The game is basically over from that point forward, going on cruise control until late in the evening. Arcia caps a three-hit night with a two-run homer in the seventh (how is this guy not in the majors yet!), making it 10-2, and Bruce Pugh and Edgar Ibarra combine to give up four runs in the eighth and ninth and perhaps give Reading a false sense of hope, but Dakota Watts finally closes it out with a one-pitch grounder back to the mound and the fans go away happy. The series win is guaranteed, and more importantly New Britain now has a little cushion over their rival in the race for that second playoff spot.
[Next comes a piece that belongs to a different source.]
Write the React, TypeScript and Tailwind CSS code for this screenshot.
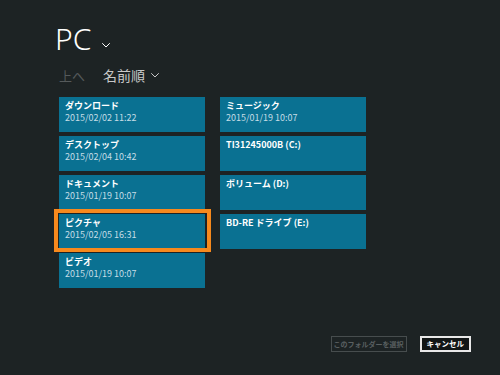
import React from "react";

const jp = { fontFamily: '"Noto Sans CJK JP", "Noto Sans", sans-serif' };

type T = { t: string; d?: string; sel?: boolean };
const left: T[] = [
  { t: "ダウンロード", d: "2015/02/02 11:22" },
  { t: "デスクトップ", d: "2015/02/04 10:42" },
  { t: "ドキュメント", d: "2015/01/19 10:07" },
  { t: "ピクチャ", d: "2015/02/05 16:31", sel: true },
  { t: "ビデオ", d: "2015/01/19 10:07" },
];
const right: T[] = [
  { t: "ミュージック", d: "2015/01/19 10:07" },
  { t: "TI31245000B (C:)" },
  { t: "ボリューム (D:)" },
  { t: "BD-RE ドライブ (E:)" },
];

function Tile({ t, d, sel }: T) {
  return (
    <div className="relative w-[146px] h-[35px] bg-[#0a7192] pl-[6px] pt-[4px] leading-none">
      {sel && (
        <div className="absolute -left-[5px] -right-[6px] -top-[5px] -bottom-[3px] border-[4px] border-[#f7891d]" />
      )}
      <div className="text-[9px] font-bold text-white" style={jp}>{t}</div>
      {d && <div className="mt-[3px] text-[9px] text-[#c5dde6]" style={jp}>{d}</div>}
    </div>
  );
}

function Chev({ c, s }: { c: string; s: number }) {
  return (
    <svg width={s} height={s / 1.6} viewBox="0 0 16 10" fill="none" stroke={c} strokeWidth="1.6">
      <path d="M2 2 L8 8 L14 2" />
    </svg>
  );
}

export default function App() {
  return (
    <div className="w-[500px] h-[375px] bg-[#1d2324] relative overflow-hidden" style={jp}>
      <div className="pl-[55px] pt-[24px] flex items-end gap-[10px]">
        <span className="text-[30px] text-white font-light leading-none" style={{ fontFamily: '"Noto Sans", sans-serif' }}>PC</span>
        <span className="mb-[6px]"><Chev c="#ffffff" s={10} /></span>
      </div>
      <div className="pl-[59px] pt-[14px] flex items-center text-[14px] leading-none">
        <span className="text-[#555a5b] text-[13px]">上へ</span>
        <span className="ml-[18px] text-[#c8c8c8]">名前順</span>
        <span className="ml-[5px]"><Chev c="#c8c8c8" s={10} /></span>
      </div>
      <div className="pl-[59px] pt-[15px] flex gap-[15px]">
        <div className="flex flex-col gap-[4px]">
          {left.map((x) => <Tile key={x.t} {...x} />)}
        </div>
        <div className="flex flex-col gap-[4px]">
          {right.map((x) => <Tile key={x.t} {...x} />)}
        </div>
      </div>
      <div className="absolute right-[29px] bottom-[23px] flex gap-[13px] items-center">
        <div className="h-[16px] px-[2px] border border-[#474d4e] text-[7px] font-bold text-[#5a6061] flex items-center">このフォルダーを選択</div>
        <div className="h-[16px] px-[5px] border-[2px] border-[#e8e8e8] bg-[#121616] text-[7.5px] font-bold text-white flex items-center">キャンセル</div>
      </div>
    </div>
  );
}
It is football night at New Britain Stadium, and they modify their contests appropriately. In one, three Dunkin’ Donuts mascots are racing a young child (who everybody knows is supposed to win), and it looks like the iced coffee is about to pull off an upset, when out of the dugout comes a red-shirted football player to take him down with a nice body tackle, clearing the way for the youngster. The football theme also carries over into their tossing contest, as two teams, made up of two kids each, compete. Each team has a person bending over in football fashion trying to hike rolls of toilet paper through their legs back to their teammates who are holding hula hoops. I’m not sure what the final score was (I didn’t see any of the rolls actually go through the hoops), but the contest appears to be successful and the kids go away happy.